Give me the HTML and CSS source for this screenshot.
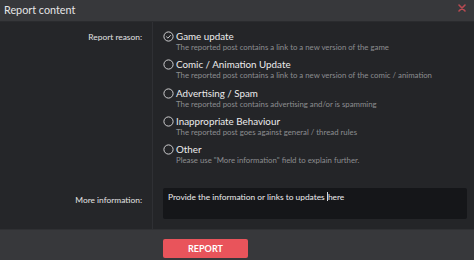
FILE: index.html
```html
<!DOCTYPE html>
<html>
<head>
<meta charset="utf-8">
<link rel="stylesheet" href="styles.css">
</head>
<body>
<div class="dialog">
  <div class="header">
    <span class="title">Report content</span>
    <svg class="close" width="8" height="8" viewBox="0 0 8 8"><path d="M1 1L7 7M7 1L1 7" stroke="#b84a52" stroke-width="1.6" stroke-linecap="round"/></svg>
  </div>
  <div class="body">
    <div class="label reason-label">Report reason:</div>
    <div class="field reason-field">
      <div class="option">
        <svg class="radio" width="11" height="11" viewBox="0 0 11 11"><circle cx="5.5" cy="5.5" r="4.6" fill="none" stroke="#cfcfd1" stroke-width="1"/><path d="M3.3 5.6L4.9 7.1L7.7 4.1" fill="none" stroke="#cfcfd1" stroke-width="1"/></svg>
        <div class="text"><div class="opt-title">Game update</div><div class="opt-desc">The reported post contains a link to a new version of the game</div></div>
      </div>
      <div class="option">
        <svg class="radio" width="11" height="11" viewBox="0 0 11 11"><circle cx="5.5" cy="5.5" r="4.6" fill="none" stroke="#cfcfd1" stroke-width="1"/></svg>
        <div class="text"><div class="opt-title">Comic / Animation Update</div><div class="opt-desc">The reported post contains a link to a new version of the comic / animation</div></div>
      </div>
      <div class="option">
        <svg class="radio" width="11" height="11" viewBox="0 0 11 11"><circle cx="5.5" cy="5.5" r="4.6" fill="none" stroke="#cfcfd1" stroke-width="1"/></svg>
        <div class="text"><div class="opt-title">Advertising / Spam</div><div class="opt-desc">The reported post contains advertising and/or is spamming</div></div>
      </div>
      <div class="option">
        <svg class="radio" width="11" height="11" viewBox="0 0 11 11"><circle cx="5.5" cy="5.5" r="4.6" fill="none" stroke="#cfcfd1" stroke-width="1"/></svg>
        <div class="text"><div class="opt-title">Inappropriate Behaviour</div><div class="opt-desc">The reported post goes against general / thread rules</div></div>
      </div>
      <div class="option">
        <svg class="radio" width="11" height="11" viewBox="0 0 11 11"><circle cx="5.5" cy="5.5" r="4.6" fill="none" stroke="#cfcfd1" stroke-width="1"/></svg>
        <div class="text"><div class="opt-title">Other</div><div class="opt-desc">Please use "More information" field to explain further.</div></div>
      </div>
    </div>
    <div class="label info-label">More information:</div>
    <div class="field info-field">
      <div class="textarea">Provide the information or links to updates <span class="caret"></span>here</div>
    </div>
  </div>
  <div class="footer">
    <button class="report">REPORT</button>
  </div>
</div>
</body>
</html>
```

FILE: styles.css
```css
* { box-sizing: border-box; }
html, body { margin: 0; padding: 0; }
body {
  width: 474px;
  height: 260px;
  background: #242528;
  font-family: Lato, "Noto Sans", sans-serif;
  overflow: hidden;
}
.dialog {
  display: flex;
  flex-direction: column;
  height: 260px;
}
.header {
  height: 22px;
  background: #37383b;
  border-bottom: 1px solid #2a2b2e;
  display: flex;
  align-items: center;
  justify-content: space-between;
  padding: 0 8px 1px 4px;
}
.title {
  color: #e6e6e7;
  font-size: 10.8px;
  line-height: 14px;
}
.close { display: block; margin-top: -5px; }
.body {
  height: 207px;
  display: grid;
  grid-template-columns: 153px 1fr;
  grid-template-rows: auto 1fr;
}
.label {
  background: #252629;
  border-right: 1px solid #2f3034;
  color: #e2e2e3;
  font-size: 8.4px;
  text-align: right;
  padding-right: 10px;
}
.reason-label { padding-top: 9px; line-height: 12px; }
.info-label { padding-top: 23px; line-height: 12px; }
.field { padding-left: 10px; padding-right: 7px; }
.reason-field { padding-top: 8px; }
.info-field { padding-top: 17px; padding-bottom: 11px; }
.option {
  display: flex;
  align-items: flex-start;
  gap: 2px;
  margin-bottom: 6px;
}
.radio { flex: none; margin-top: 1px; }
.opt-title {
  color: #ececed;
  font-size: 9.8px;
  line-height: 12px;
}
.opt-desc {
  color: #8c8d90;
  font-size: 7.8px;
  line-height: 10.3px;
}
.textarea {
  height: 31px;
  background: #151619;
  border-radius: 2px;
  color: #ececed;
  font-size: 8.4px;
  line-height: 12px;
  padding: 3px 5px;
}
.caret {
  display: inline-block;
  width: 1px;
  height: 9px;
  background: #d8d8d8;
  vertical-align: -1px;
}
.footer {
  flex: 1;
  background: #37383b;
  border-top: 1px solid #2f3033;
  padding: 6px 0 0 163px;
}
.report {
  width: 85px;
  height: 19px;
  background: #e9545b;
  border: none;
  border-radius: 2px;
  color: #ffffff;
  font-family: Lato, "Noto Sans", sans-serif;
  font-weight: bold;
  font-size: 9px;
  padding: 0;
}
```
· · · · ·
## Aim of the task
Repeat the material verbatim. Do not carry over any picture.

## Final result
Give me the HTML and CSS source for this screenshot.
FILE: index.html
```html
<!DOCTYPE html>
<html>
<head>
<meta charset="utf-8">
<link rel="stylesheet" href="styles.css">
</head>
<body>
<div class="dialog">
  <div class="header">
    <span class="title">Report content</span>
    <svg class="close" width="8" height="8" viewBox="0 0 8 8"><path d="M1 1L7 7M7 1L1 7" stroke="#b84a52" stroke-width="1.6" stroke-linecap="round"/></svg>
  </div>
  <div class="body">
    <div class="label reason-label">Report reason:</div>
    <div class="field reason-field">
      <div class="option">
        <svg class="radio" width="11" height="11" viewBox="0 0 11 11"><circle cx="5.5" cy="5.5" r="4.6" fill="none" stroke="#cfcfd1" stroke-width="1"/><path d="M3.3 5.6L4.9 7.1L7.7 4.1" fill="none" stroke="#cfcfd1" stroke-width="1"/></svg>
        <div class="text"><div class="opt-title">Game update</div><div class="opt-desc">The reported post contains a link to a new version of the game</div></div>
      </div>
      <div class="option">
        <svg class="radio" width="11" height="11" viewBox="0 0 11 11"><circle cx="5.5" cy="5.5" r="4.6" fill="none" stroke="#cfcfd1" stroke-width="1"/></svg>
        <div class="text"><div class="opt-title">Comic / Animation Update</div><div class="opt-desc">The reported post contains a link to a new version of the comic / animation</div></div>
      </div>
      <div class="option">
        <svg class="radio" width="11" height="11" viewBox="0 0 11 11"><circle cx="5.5" cy="5.5" r="4.6" fill="none" stroke="#cfcfd1" stroke-width="1"/></svg>
        <div class="text"><div class="opt-title">Advertising / Spam</div><div class="opt-desc">The reported post contains advertising and/or is spamming</div></div>
      </div>
      <div class="option">
        <svg class="radio" width="11" height="11" viewBox="0 0 11 11"><circle cx="5.5" cy="5.5" r="4.6" fill="none" stroke="#cfcfd1" stroke-width="1"/></svg>
        <div class="text"><div class="opt-title">Inappropriate Behaviour</div><div class="opt-desc">The reported post goes against general / thread rules</div></div>
      </div>
      <div class="option">
        <svg class="radio" width="11" height="11" viewBox="0 0 11 11"><circle cx="5.5" cy="5.5" r="4.6" fill="none" stroke="#cfcfd1" stroke-width="1"/></svg>
        <div class="text"><div class="opt-title">Other</div><div class="opt-desc">Please use "More information" field to explain further.</div></div>
      </div>
    </div>
    <div class="label info-label">More information:</div>
    <div class="field info-field">
      <div class="textarea">Provide the information or links to updates <span class="caret"></span>here</div>
    </div>
  </div>
  <div class="footer">
    <button class="report">REPORT</button>
  </div>
</div>
</body>
</html>
```

FILE: styles.css
```css
* { box-sizing: border-box; }
html, body { margin: 0; padding: 0; }
body {
  width: 474px;
  height: 260px;
  background: #242528;
  font-family: Lato, "Noto Sans", sans-serif;
  overflow: hidden;
}
.dialog {
  display: flex;
  flex-direction: column;
  height: 260px;
}
.header {
  height: 22px;
  background: #37383b;
  border-bottom: 1px solid #2a2b2e;
  display: flex;
  align-items: center;
  justify-content: space-between;
  padding: 0 8px 1px 4px;
}
.title {
  color: #e6e6e7;
  font-size: 10.8px;
  line-height: 14px;
}
.close { display: block; margin-top: -5px; }
.body {
  height: 207px;
  display: grid;
  grid-template-columns: 153px 1fr;
  grid-template-rows: auto 1fr;
}
.label {
  background: #252629;
  border-right: 1px solid #2f3034;
  color: #e2e2e3;
  font-size: 8.4px;
  text-align: right;
  padding-right: 10px;
}
.reason-label { padding-top: 9px; line-height: 12px; }
.info-label { padding-top: 23px; line-height: 12px; }
.field { padding-left: 10px; padding-right: 7px; }
.reason-field { padding-top: 8px; }
.info-field { padding-top: 17px; padding-bottom: 11px; }
.option {
  display: flex;
  align-items: flex-start;
  gap: 2px;
  margin-bottom: 6px;
}
.radio { flex: none; margin-top: 1px; }
.opt-title {
  color: #ececed;
  font-size: 9.8px;
  line-height: 12px;
}
.opt-desc {
  color: #8c8d90;
  font-size: 7.8px;
  line-height: 10.3px;
}
.textarea {
  height: 31px;
  background: #151619;
  border-radius: 2px;
  color: #ececed;
  font-size: 8.4px;
  line-height: 12px;
  padding: 3px 5px;
}
.caret {
  display: inline-block;
  width: 1px;
  height: 9px;
  background: #d8d8d8;
  vertical-align: -1px;
}
.footer {
  flex: 1;
  background: #37383b;
  border-top: 1px solid #2f3033;
  padding: 6px 0 0 163px;
}
.report {
  width: 85px;
  height: 19px;
  background: #e9545b;
  border: none;
  border-radius: 2px;
  color: #ffffff;
  font-family: Lato, "Noto Sans", sans-serif;
  font-weight: bold;
  font-size: 9px;
  padding: 0;
}
```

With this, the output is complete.